**Short problem**
Count every line that has the word "React". Give the number, without anything more.

^^^^

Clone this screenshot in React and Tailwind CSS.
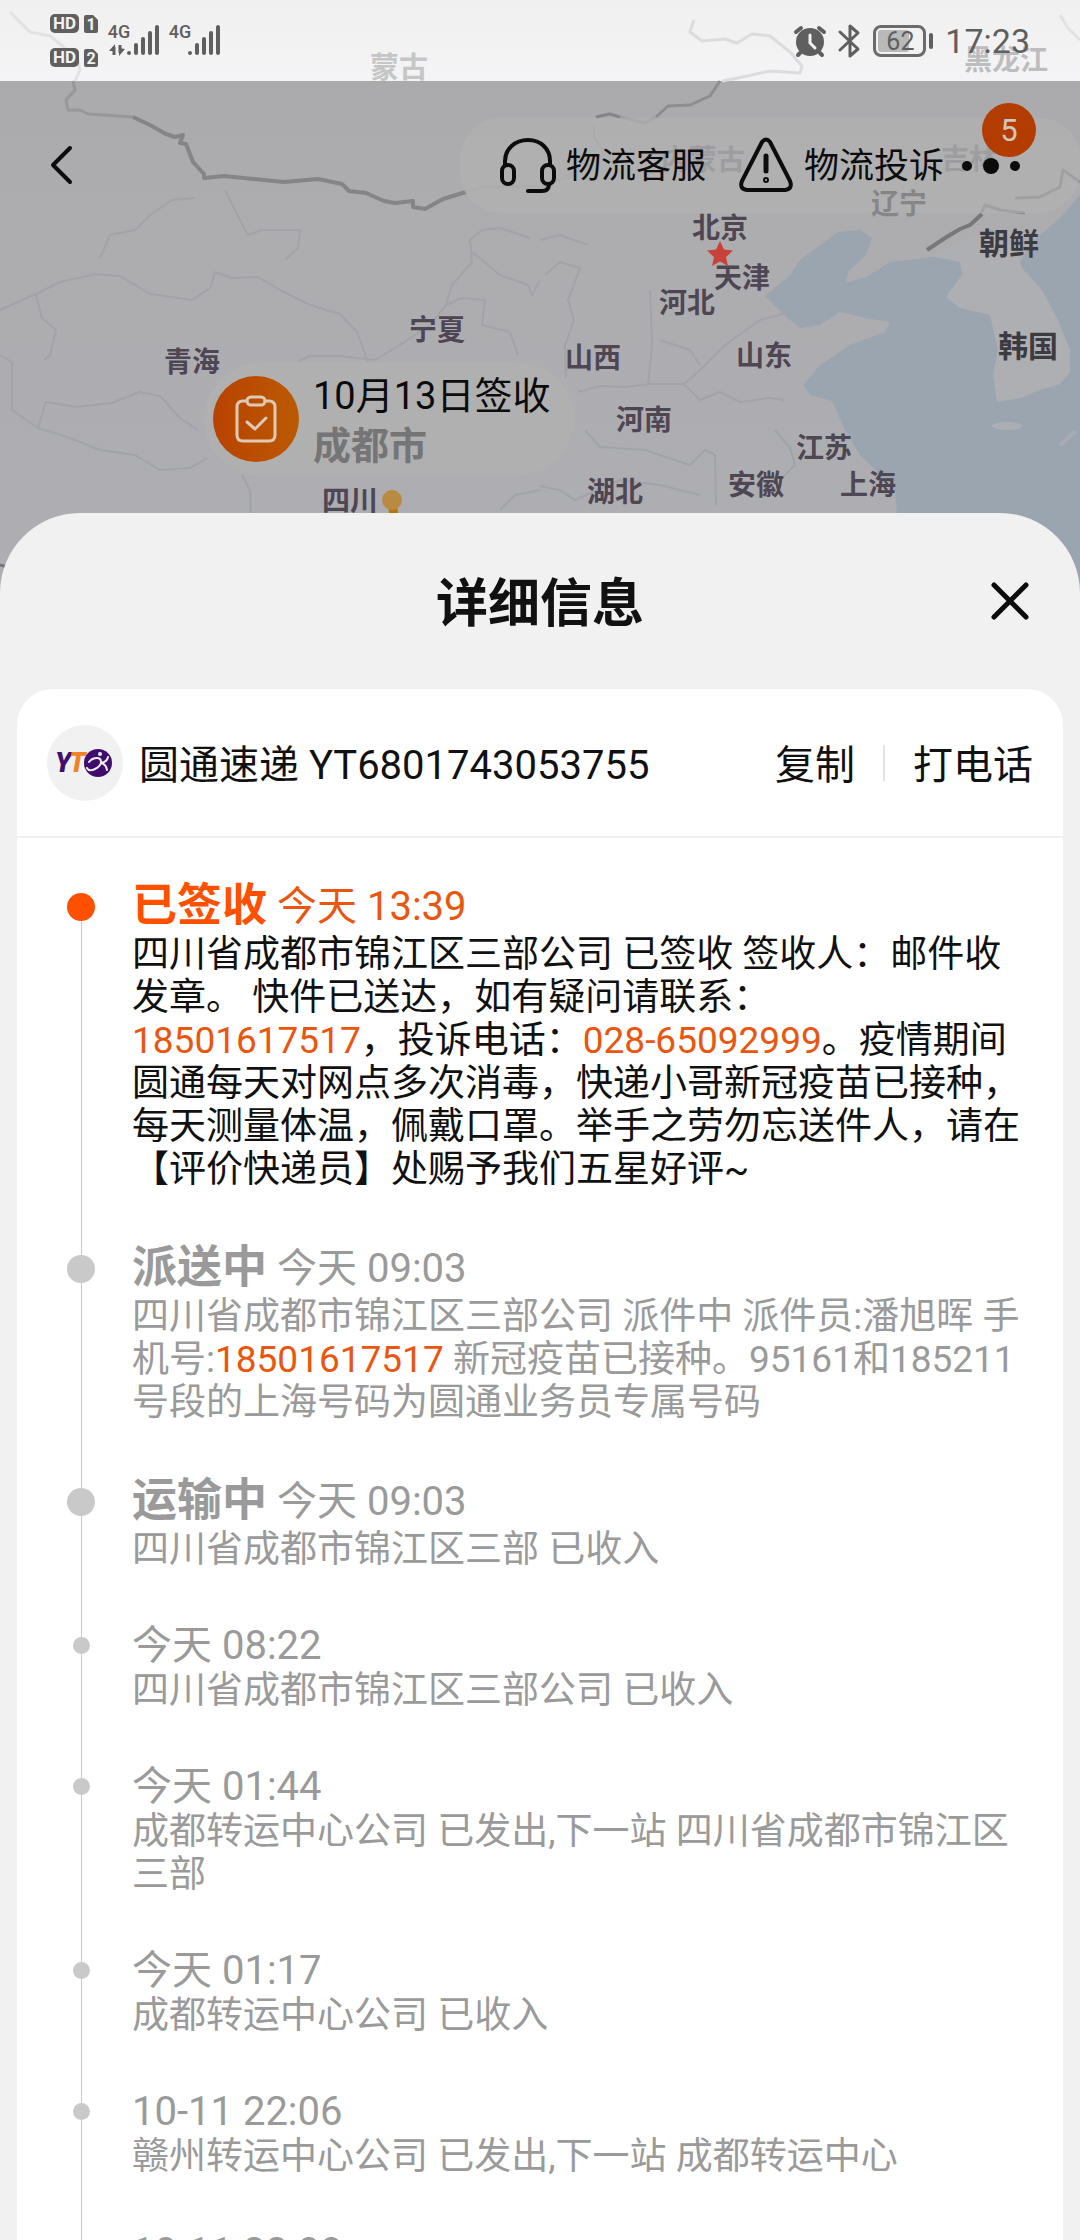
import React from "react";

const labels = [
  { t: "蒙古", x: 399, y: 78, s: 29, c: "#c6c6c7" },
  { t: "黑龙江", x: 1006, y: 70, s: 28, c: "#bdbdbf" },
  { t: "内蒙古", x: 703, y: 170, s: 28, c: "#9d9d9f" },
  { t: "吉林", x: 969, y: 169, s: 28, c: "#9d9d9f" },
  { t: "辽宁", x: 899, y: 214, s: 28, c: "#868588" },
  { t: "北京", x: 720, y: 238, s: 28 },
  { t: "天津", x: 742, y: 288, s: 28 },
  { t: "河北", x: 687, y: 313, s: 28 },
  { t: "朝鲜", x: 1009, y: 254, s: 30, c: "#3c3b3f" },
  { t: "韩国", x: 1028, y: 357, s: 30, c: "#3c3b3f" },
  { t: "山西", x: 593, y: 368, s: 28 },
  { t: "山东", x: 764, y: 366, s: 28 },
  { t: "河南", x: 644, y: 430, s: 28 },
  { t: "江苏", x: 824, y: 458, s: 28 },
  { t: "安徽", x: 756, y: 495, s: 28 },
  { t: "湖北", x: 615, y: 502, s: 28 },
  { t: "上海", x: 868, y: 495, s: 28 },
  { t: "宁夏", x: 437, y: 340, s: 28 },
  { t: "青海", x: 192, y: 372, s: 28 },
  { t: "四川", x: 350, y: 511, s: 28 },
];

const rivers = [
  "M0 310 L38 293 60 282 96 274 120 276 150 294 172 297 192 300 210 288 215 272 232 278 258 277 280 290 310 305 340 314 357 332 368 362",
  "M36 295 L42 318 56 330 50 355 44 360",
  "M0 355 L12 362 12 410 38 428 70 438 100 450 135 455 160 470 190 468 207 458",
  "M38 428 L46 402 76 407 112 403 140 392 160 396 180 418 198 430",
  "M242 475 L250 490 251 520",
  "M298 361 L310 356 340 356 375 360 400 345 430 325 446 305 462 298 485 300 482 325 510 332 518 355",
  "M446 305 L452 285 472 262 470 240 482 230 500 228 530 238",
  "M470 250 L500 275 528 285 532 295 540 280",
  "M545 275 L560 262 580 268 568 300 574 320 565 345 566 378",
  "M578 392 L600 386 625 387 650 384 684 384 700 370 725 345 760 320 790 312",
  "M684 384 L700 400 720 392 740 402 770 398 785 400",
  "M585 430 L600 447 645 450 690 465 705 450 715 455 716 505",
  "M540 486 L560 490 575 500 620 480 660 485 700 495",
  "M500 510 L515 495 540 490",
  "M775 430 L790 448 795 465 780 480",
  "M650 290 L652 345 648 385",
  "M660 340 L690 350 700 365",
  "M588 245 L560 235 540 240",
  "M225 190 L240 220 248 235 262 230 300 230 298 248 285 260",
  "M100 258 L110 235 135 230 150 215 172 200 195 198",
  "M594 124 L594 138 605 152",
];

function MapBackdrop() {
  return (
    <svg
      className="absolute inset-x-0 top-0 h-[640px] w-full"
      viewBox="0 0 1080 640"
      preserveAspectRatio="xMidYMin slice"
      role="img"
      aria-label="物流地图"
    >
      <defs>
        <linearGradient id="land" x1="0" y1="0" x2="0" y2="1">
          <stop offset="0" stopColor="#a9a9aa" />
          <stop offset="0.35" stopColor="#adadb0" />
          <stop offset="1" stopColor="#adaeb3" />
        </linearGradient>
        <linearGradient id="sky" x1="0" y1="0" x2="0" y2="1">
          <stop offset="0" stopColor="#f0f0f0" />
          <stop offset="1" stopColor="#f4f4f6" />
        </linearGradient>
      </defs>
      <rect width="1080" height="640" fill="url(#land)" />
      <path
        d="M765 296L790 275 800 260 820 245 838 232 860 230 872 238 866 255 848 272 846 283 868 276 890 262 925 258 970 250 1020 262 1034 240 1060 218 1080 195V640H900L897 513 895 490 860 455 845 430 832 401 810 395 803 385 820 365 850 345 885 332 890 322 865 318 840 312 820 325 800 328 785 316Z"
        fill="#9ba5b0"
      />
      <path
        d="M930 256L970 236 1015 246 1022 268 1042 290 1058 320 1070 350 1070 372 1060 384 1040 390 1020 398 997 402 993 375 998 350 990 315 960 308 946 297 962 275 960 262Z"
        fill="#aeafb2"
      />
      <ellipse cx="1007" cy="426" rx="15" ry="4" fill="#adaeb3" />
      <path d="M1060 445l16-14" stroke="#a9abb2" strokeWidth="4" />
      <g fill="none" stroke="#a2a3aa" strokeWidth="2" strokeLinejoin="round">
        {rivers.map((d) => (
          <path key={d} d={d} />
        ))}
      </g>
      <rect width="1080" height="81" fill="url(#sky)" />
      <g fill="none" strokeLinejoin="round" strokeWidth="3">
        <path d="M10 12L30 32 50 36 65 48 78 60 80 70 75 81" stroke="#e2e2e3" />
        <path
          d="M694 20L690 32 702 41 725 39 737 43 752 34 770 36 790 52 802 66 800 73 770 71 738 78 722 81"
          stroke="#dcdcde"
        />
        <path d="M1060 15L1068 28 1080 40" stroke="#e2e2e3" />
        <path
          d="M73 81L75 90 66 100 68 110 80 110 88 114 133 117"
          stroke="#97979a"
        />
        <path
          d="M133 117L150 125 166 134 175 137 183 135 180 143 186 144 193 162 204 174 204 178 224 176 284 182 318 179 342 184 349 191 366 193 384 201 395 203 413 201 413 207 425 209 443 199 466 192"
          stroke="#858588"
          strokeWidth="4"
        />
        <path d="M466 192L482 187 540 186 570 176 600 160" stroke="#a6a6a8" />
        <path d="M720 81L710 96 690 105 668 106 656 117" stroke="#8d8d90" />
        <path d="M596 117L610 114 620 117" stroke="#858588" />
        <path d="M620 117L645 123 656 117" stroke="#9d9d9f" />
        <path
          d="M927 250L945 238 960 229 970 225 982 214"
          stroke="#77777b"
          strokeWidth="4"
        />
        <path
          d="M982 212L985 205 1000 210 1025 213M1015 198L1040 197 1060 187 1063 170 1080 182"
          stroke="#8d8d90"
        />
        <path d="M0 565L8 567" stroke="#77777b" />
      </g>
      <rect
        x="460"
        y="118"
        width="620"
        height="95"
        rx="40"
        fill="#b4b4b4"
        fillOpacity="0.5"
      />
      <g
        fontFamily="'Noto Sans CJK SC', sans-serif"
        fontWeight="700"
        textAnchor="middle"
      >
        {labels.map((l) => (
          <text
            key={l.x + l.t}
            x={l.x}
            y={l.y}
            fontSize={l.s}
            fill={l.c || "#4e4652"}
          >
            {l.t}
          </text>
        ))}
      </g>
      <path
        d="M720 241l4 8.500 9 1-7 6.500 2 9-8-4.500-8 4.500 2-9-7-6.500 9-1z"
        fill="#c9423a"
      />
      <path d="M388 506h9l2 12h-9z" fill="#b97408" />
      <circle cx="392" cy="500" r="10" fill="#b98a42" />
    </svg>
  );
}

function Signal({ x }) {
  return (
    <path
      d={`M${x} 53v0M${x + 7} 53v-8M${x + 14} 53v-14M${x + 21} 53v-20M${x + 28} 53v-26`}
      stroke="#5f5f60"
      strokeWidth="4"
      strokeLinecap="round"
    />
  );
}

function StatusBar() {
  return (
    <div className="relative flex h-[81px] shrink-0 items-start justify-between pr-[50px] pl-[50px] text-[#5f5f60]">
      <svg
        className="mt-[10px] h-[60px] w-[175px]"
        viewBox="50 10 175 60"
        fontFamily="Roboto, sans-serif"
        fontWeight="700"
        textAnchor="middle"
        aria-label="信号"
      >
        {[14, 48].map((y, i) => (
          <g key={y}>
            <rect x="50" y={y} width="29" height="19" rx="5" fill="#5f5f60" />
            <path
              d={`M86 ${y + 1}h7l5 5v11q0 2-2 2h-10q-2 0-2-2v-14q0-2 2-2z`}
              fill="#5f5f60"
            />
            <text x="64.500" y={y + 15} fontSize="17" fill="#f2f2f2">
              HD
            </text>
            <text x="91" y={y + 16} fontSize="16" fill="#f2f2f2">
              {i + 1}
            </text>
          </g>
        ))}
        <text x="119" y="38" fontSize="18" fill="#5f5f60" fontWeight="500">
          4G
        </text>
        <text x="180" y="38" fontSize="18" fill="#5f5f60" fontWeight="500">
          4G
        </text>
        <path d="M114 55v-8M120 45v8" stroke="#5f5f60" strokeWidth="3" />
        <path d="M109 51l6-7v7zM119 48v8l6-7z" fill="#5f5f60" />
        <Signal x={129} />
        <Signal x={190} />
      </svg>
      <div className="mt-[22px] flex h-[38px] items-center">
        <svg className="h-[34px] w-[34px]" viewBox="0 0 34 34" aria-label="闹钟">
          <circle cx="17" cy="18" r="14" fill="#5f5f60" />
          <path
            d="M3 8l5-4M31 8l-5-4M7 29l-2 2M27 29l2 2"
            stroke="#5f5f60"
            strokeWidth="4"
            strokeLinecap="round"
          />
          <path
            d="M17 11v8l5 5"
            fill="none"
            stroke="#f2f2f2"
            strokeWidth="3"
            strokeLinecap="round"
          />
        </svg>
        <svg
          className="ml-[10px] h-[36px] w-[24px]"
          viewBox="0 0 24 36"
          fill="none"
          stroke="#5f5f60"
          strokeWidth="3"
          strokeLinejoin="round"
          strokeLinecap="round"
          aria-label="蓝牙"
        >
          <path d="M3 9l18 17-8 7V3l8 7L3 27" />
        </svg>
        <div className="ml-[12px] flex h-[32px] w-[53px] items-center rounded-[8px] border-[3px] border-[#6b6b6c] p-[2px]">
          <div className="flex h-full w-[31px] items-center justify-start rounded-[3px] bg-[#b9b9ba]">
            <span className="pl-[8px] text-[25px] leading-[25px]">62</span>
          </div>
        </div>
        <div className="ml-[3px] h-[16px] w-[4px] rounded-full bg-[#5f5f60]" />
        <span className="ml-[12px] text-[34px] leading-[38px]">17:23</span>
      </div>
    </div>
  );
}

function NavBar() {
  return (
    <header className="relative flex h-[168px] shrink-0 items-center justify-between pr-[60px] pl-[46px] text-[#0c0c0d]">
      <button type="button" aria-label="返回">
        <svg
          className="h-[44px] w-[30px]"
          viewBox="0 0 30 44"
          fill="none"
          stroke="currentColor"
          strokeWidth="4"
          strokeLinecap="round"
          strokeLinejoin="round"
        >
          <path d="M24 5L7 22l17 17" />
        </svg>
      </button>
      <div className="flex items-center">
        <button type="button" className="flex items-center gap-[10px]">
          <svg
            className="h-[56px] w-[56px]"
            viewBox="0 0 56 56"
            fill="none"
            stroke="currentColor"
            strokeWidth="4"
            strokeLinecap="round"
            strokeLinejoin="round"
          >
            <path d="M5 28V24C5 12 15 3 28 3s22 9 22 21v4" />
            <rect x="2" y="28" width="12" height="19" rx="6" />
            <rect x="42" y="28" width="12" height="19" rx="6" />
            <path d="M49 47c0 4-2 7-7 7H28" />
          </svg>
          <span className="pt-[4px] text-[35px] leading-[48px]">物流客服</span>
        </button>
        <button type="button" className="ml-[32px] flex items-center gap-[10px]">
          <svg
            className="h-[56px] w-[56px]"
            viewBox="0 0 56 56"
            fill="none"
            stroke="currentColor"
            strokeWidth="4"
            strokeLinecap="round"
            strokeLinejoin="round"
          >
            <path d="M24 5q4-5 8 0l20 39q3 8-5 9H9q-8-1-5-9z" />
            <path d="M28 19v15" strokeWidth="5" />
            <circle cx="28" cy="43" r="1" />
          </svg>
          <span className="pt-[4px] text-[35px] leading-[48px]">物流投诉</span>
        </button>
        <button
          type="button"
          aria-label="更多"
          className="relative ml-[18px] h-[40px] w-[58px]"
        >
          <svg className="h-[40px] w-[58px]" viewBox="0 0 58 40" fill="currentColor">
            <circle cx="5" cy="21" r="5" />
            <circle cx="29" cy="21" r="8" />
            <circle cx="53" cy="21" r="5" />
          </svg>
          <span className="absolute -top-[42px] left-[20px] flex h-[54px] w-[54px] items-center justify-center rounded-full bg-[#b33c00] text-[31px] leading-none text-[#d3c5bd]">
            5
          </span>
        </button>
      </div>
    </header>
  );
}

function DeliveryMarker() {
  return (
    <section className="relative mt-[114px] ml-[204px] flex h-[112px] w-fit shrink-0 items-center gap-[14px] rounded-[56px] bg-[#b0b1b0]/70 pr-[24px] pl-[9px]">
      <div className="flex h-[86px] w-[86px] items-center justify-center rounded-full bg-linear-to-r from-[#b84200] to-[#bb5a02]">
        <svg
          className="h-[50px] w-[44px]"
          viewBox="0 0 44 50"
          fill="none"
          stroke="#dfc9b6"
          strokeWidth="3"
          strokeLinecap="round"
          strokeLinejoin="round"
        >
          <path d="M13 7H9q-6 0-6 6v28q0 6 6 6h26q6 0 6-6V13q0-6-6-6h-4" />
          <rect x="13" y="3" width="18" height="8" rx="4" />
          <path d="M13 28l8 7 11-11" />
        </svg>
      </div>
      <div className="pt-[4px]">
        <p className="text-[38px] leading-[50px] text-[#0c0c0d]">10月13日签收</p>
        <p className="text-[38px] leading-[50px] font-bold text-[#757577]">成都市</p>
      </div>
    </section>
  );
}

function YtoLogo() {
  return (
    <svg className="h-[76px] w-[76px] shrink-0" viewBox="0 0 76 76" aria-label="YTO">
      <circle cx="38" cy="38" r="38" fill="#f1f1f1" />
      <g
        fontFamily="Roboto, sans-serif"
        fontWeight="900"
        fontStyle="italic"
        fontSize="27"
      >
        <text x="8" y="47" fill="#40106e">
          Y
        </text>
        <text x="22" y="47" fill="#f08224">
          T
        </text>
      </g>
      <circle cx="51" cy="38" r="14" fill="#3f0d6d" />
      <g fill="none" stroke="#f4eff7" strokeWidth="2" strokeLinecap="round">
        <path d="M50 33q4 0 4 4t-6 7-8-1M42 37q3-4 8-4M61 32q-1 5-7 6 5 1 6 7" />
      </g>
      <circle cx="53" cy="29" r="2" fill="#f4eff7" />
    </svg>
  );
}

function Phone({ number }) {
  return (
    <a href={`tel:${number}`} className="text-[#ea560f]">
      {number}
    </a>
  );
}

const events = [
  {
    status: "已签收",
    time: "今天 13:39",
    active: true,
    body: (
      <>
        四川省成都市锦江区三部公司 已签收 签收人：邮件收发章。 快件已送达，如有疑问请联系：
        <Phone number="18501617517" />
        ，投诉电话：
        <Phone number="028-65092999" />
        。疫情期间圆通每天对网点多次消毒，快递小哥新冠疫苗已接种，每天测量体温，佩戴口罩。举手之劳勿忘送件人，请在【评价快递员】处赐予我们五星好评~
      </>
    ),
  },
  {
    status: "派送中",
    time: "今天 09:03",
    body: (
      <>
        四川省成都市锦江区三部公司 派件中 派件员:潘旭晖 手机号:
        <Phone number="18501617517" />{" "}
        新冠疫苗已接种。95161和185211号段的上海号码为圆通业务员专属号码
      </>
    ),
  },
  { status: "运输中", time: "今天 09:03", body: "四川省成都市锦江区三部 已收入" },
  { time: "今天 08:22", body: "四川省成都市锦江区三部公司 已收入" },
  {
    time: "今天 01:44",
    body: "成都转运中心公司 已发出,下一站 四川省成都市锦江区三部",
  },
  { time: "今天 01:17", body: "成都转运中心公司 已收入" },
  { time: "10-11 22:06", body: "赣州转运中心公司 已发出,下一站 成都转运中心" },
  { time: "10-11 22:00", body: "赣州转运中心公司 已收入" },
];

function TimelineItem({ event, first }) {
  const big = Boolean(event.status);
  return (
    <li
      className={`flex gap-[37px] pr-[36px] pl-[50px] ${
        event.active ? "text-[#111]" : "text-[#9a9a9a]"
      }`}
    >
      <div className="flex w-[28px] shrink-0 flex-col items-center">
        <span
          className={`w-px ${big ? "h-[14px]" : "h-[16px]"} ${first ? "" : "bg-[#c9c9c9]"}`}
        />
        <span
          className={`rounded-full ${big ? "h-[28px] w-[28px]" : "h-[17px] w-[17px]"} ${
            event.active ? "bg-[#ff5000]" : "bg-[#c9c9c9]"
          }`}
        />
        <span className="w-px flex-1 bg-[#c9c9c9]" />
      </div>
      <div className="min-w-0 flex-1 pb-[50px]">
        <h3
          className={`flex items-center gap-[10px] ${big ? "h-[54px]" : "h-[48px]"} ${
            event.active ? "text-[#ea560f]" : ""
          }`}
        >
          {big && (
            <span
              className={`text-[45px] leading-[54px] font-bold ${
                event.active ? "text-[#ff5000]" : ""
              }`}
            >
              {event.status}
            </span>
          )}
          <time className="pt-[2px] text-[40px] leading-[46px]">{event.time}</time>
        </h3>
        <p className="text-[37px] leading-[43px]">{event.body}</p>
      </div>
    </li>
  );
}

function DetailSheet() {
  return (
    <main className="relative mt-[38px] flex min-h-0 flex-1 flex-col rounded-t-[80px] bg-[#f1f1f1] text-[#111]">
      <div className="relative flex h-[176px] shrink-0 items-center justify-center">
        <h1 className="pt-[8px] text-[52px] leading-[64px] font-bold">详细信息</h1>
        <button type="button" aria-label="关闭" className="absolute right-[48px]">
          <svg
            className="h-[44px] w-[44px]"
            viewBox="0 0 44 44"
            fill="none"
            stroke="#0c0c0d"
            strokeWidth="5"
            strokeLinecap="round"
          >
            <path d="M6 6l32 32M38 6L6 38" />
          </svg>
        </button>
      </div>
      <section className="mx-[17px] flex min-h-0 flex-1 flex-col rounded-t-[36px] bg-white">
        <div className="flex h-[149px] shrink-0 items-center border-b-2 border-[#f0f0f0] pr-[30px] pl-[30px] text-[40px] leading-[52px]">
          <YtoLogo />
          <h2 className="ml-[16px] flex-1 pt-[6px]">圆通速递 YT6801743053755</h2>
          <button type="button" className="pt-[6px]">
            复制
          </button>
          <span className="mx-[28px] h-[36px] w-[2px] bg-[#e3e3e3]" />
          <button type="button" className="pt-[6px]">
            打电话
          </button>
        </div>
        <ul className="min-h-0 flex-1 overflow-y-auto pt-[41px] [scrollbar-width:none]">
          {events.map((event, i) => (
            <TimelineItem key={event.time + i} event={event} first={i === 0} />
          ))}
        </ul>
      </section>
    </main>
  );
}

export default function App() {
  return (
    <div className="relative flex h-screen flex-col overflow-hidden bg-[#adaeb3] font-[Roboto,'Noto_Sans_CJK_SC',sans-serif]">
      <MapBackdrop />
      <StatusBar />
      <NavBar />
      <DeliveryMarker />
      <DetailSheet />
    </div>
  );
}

^^^^

**Answer to this task**
2